◆ What you have to do: Leave the pictures out and quote every line from the start of the listing to the line with "const topLinks: string[]", inclusive.

◆ Data:
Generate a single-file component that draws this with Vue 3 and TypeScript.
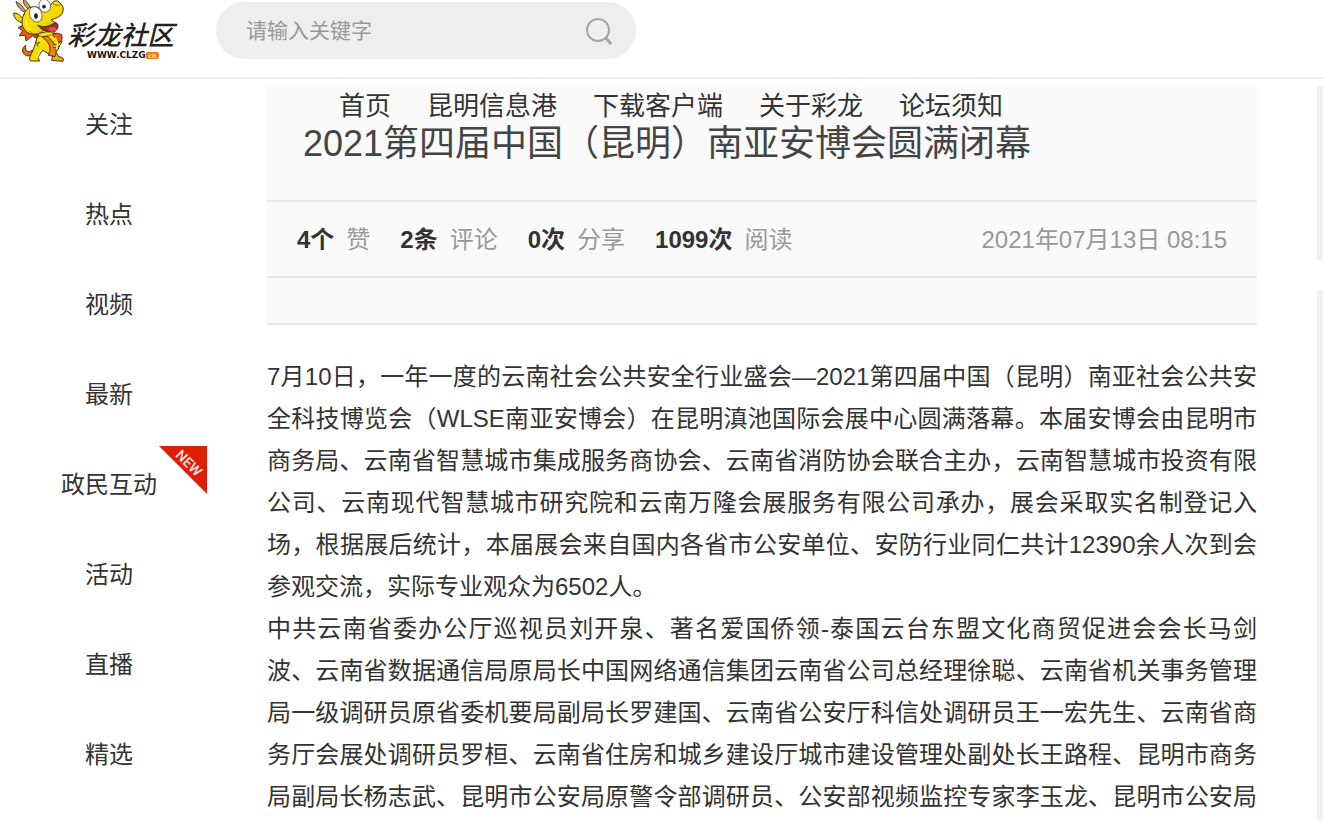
<script setup lang="ts">
interface SideItem {
  label: string
  isNew?: boolean
}

interface Stat {
  value: string
  label: string
}

const sideItems: SideItem[] = [
  { label: '关注' },
  { label: '热点' },
  { label: '视频' },
  { label: '最新' },
  { label: '政民互动', isNew: true },
  { label: '活动' },
  { label: '直播' },
  { label: '精选' },
]

const topLinks: string[] = ['首页', '昆明信息港', '下载客户端', '关于彩龙', '论坛须知']

const stats: Stat[] = [
  { value: '4个', label: '赞' },
  { value: '2条', label: '评论' },
  { value: '0次', label: '分享' },
  { value: '1099次', label: '阅读' },
]

const paragraphs: string[] = [
  '7月10日，一年一度的云南社会公共安全行业盛会—2021第四届中国（昆明）南亚社会公共安全科技博览会（WLSE南亚安博会）在昆明滇池国际会展中心圆满落幕。本届安博会由昆明市商务局、云南省智慧城市集成服务商协会、云南省消防协会联合主办，云南智慧城市投资有限公司、云南现代智慧城市研究院和云南万隆会展服务有限公司承办，展会采取实名制登记入场，根据展后统计，本届展会来自国内各省市公安单位、安防行业同仁共计12390余人次到会参观交流，实际专业观众为6502人。',
  '中共云南省委办公厅巡视员刘开泉、著名爱国侨领-泰国云台东盟文化商贸促进会会长马剑波、云南省数据通信局原局长中国网络通信集团云南省公司总经理徐聪、云南省机关事务管理局一级调研员原省委机要局副局长罗建国、云南省公安厅科信处调研员王一宏先生、云南省商务厅会展处调研员罗桓、云南省住房和城乡建设厅城市建设管理处副处长王路程、昆明市商务局副局长杨志武、昆明市公安局原警令部调研员、公安部视频监控专家李玉龙、昆明市公安局',
]
</script>

<template>
  <div class="page">
    <header class="header">
      <a class="logo" href="#" aria-label="彩龙社区">
        <svg viewBox="0 0 540 192" width="180" height="64" aria-hidden="true">
          <defs>
            <linearGradient id="skin" x1="0" y1="0" x2="1" y2="1">
              <stop offset="0" stop-color="#ffe900" />
              <stop offset="0.6" stop-color="#f4d800" />
              <stop offset="1" stop-color="#f39a12" />
            </linearGradient>
          </defs>
          <g stroke="#4b3205" stroke-width="3" stroke-linejoin="round" stroke-linecap="round">
            <path d="M75 30C67 19 59 9 48 5c4 16 16 27 29 33zM91 22C84 9 77 2 70-3c-1 14 6 25 17 31z" fill="#d5a46a" />
            <path d="M78 72 54 83l14 9-10 15 18-1 2 17 19-15 17 9-5-22z" fill="#f05a16" />
            <path d="M68 56C60 43 50 39 41 39c0 16 12 26 27 30z" fill="#eed900" />
            <path d="M96 151c-13 10-21 3-19-15-10 7-13 20-4 27 9 8 22 5 31-4z" fill="#e9681b" />
            <path d="M116 101c-8 19-12 42-22 61-6 9-7 17-2 21h27l-6-11 15-21 30 17-3 13 34 3c5-8-3-14-12-13l-9-14c19-22 15-47-12-64z" fill="url(#skin)" />
            <path d="M128 112c21 16 28 33 17 54l20 4c10-23-3-45-23-61z" fill="#f08217" />
            <path d="M118 128c-6 6-13-1-9-6M118 128c-8 2-9 9-4 11M162 135c12 0 18-8 16-16l8 3c-1 14-13 21-25 21" fill="#f2da18" />
            <path d="M72 43C78 24 97 14 118 24l35-9c5-14 20-17 27-6 10 7 12 20 7 31-7 11-19 15-33 19l15 12c-5 17-20 22-36 18-11 15-37 18-52 8-16-13-20-34-9-54z" fill="url(#skin)" />
            <path d="M114 76c18 9 38 1 52-9 12 5 10 20-1 27-16 6-39 0-51-18z" fill="#8e3815" />
            <path d="M143 87c11-8 21-7 28-1-5 11-18 13-28 1z" fill="#f04361" stroke="none" />
            <path d="M158 102c4 11 12 19 22 26 6-7 8-15 5-24l-12-4z" fill="#f05b1c" />
            <path d="M104 101c15 11 31 11 49 4M90 94c8 11 18 15 28 15M158 9c6 7 14 9 22 5" fill="none" stroke-width="2" />
          </g>
          <g stroke="#444" stroke-width="2">
            <ellipse cx="107" cy="43" rx="18" ry="24" fill="#fff" transform="rotate(-24 107 43)" />
            <ellipse cx="134" cy="17" rx="17" ry="20" fill="#fff" transform="rotate(-20 134 17)" />
            <ellipse cx="108" cy="48" rx="5" ry="8" fill="#222" />
            <circle cx="132" cy="20" r="5" fill="#222" />
          </g>
          <path d="M79 61c-1 14 3 23 12 30M122 151l-12 22M165 112c9 12 10 24 3 37" fill="none" stroke="#fff46b" stroke-width="4" />
          <text class="brand" x="202" y="134" fill="#222">彩龙社区</text>
          <text class="domain" x="261" y="175" fill="#161616">WWW.CLZG</text>
          <rect x="437" y="156" width="40" height="21" rx="6" fill="#f57c13" />
          <text class="suffix" x="444" y="173" fill="#ffe1b5">cn</text>
        </svg>
      </a>
      <form class="search" @submit.prevent>
        <input type="search" aria-label="搜索" placeholder="请输入关键字" />
        <button type="submit" aria-label="搜索">
          <svg viewBox="0 0 28 28" width="28" height="28" fill="none" stroke="#a6a6a6" stroke-width="2">
            <circle cx="13" cy="13" r="11" />
            <path d="m21 21 5 6" stroke-width="3" />
          </svg>
        </button>
      </form>
      <nav class="top-links" aria-label="站点导航">
        <a v-for="link in topLinks" :key="link" href="#">{{ link }}</a>
      </nav>
    </header>

    <div class="columns">
      <nav class="side" aria-label="栏目">
        <a v-for="item in sideItems" :key="item.label" href="#">
          {{ item.label }}
          <svg v-if="item.isNew" class="ribbon" viewBox="0 0 48 48" width="48" height="48">
            <path d="M0 0h48v48z" fill="#dc1f06" />
            <text x="30" y="22" text-anchor="middle" transform="rotate(45 30 17)" fill="#fbe4e0">NEW</text>
          </svg>
        </a>
      </nav>

      <main class="article">
        <div class="article-head">
          <h1>2021第四届中国（昆明）南亚安博会圆满闭幕</h1>
          <div class="meta">
            <span v-for="stat in stats" :key="stat.label" class="stat">
              <strong>{{ stat.value }}</strong>
              <span>{{ stat.label }}</span>
            </span>
            <time datetime="2021-07-13T08:15">2021年07月13日 08:15</time>
          </div>
          <div class="tags"></div>
        </div>
        <div class="content">
          <p v-for="(paragraph, index) in paragraphs" :key="index">{{ paragraph }}</p>
        </div>
      </main>

      <aside class="rail">
        <div class="panel"></div>
        <div class="panel panel-fill"></div>
      </aside>
    </div>
  </div>
</template>

<style>
body {
  margin: 0;
  background: #fff;
}
</style>

<style scoped>
.page {
  display: flex;
  flex-direction: column;
  min-height: 100vh;
  font-family: "Liberation Sans", "Noto Sans CJK SC", sans-serif;
  font-size: 24px;
  color: #333;
}

a {
  color: inherit;
  text-decoration: none;
}

.header {
  position: relative;
  display: flex;
  align-items: flex-start;
  gap: 36px;
  height: 77px;
  border-bottom: 2px solid #eee;
}

.logo svg {
  display: block;
}

.brand {
  font: italic 500 80px "Liberation Sans", "Noto Sans CJK SC", sans-serif;
}

.domain {
  font: bold 27px "DejaVu Sans", sans-serif;
}

.suffix {
  font: bold 19px "DejaVu Sans", sans-serif;
}

.search {
  display: flex;
  align-items: center;
  box-sizing: border-box;
  width: 420px;
  height: 57px;
  margin-top: 2px;
  padding: 0 23px 0 30px;
  border-radius: 29px;
  background: #eee;
}

.search input {
  flex: 1;
  min-width: 0;
  padding: 0;
  border: 0;
  outline: 0;
  background: none;
  font: inherit;
  font-size: 21px;
  color: #333;
}

.search input::placeholder {
  color: #999;
  opacity: 1;
}

.search button {
  padding: 0;
  border: 0;
  background: none;
}

.search button svg {
  display: block;
}

.top-links {
  position: absolute;
  top: 87px;
  left: 339px;
  display: flex;
  gap: 36px;
  font-size: 26px;
  line-height: 38px;
  white-space: nowrap;
}

.columns {
  flex: 1;
  display: grid;
  grid-template-columns: 207px minmax(0, 1fr) 6px;
  column-gap: 60px;
}

.side {
  padding-top: 1px;
}

.side a {
  position: relative;
  display: block;
  padding-left: 11px;
  line-height: 90px;
  text-align: center;
}

.ribbon {
  position: absolute;
  top: 6px;
  right: 0;
  overflow: visible;
}

.ribbon text {
  font: 500 14px Roboto, sans-serif;
}

.article {
  padding-top: 7px;
}

.article-head {
  background: #fafafa;
}

h1 {
  margin: 0;
  padding: 31px 36px 29px;
  font-size: 36px;
  font-weight: 400;
  line-height: 54px;
  color: #444;
  border-bottom: 2px solid #e8e8e8;
}

.meta {
  display: flex;
  align-items: center;
  gap: 30px;
  padding: 2px 30px 0;
  line-height: 72px;
  color: #999;
  border-bottom: 2px solid #e8e8e8;
}

.stat {
  display: flex;
  gap: 12px;
}

.stat strong {
  color: #333;
}

.meta time {
  margin-left: auto;
}

.tags {
  height: 45px;
  border-bottom: 2px solid #e8e8e8;
}

.content {
  padding-top: 31px;
  line-height: 42px;
  text-align: justify;
}

.content p {
  margin: 0;
}

.content p:last-child {
  text-align-last: justify;
}

.rail {
  display: flex;
  flex-direction: column;
  gap: 30px;
  padding-top: 7px;
}

.panel {
  height: 174px;
  background: #ebf1f5;
}

.panel-fill {
  flex: 1;
  height: auto;
}
</style>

◆ Response:
Generate a single-file component that draws this with Vue 3 and TypeScript.
<script setup lang="ts">
interface SideItem {
  label: string
  isNew?: boolean
}

interface Stat {
  value: string
  label: string
}

const sideItems: SideItem[] = [
  { label: '关注' },
  { label: '热点' },
  { label: '视频' },
  { label: '最新' },
  { label: '政民互动', isNew: true },
  { label: '活动' },
  { label: '直播' },
  { label: '精选' },
]

const topLinks: string[] = ['首页', '昆明信息港', '下载客户端', '关于彩龙', '论坛须知']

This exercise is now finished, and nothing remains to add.